This is a 30amp unit. And requires a dedicated 40A circuit from your breaker box. As I wanted to locate the charger on the wall right next to the Volt’s charging port, I needed to get a 40A circuit from one corner of the garage to the opposite corner. This is complicated by the full sheetrock covering the garage walls, and the ceiling joists running the wrong way. I didn’t want to deal with drilling through joists, and wanted to minimize drywall repair. So, conduit was the answer. I could have gone with the usual PVC schedule 40 (or schedule 80 for more protection in a garage), but the odd angle bends would have been tricky, and the result would have looked a bit amateur. On the other hand, steel EMT “conduit” looked like it was easy enough to join and terminate, provided more electrical ground protection and superior damage protection for this interior garage usage (even though most of it would be on the ceiling). I decided it was time to learn how to deal with steel conduit!
The 40amp circuit breaker was dictated by the EV charger to be installed. I’m glad my home builder chose a circuit breaker box with a very common breaker that could be found at Home Depot. Apparently, breakers are “standardized” by brand. For a while I worried that I needed some expensive AFCI breaker for a garage outlet. And that is true for 120v outlets in a garage under NEC 2014, but it is NOT true for 240v outlets in a garage; especially one for a dedicated appliance (like a charger). And that goes for GFCI; unnecessary safety/cost for this purpose. I guess the idea is that Americans might use the 120v outlet for some outdoor weedwhacker or for an electric drill building a treehouse and therefore could use the additional safety, but they do not need it for the 240 volt outlet so protected because they don’t make any pluggin tools that use 240 v. I mean, what would they do? Borrow a friend’s MIG welder to put together a steel garden fence? Who in their right mind would do that? :) [It was summertime in Seattle – no rain!]
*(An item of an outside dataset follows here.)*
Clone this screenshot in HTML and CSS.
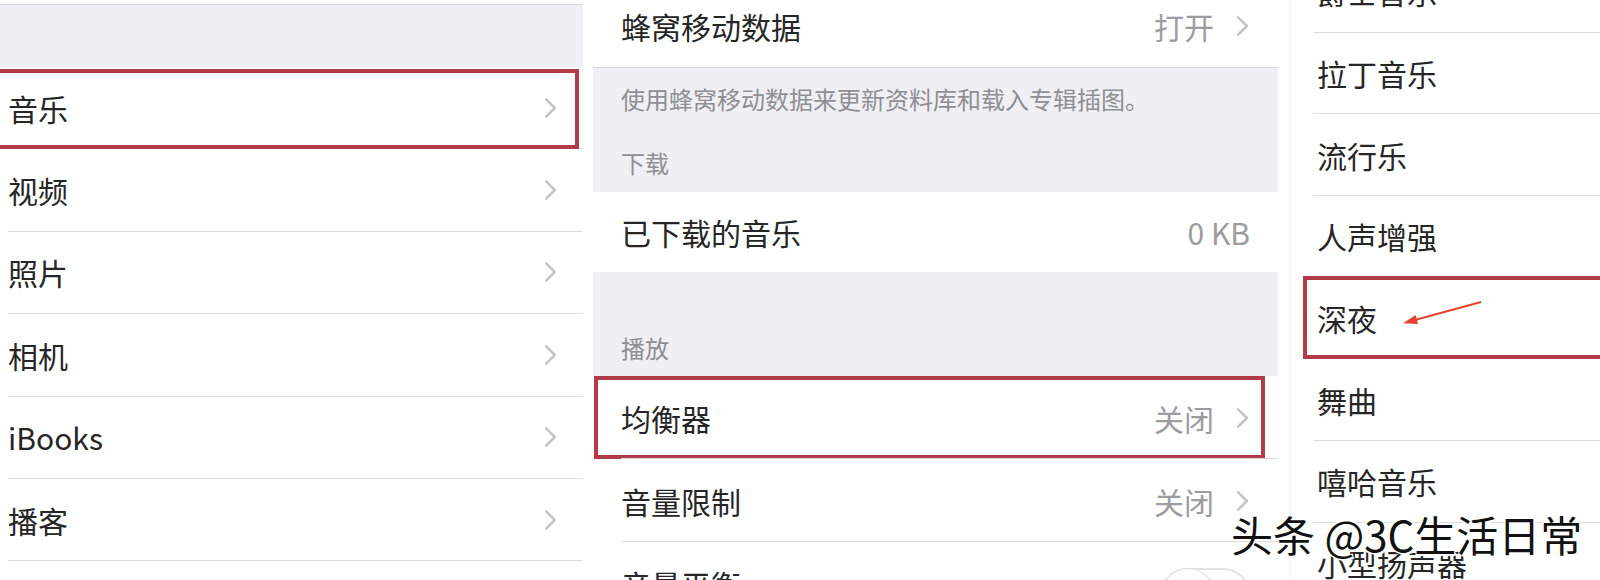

The next thing I needed to know was the size of the wire to use from breaker box to outlet. I needed to know that which is dictated by NEC 2014: Table 310.15(B)(16) “Allowable Ampacities of Insulated Conductors (no more than 3 current carrying conductors in raceway, cable, or Earth) based on Ambient Temperature of 30C.” I spent some time chasing down possible adjustments to that table. For instance, in conduit of more than 3 conductors, you reduce these numbers by a factor dictated in another table. Also for different ambient temperatures, you need to adjust. But I finally found out that ambient temperatures are dictated by the ASHRAE design temperatures. I found that for Seattle outdoors it’s right below the average for the NEC tables. My application is inside a garage with eastern exposure after you get over 100+ foot tall evergreens. Yeah, I could probably adjust amperage ratings upward.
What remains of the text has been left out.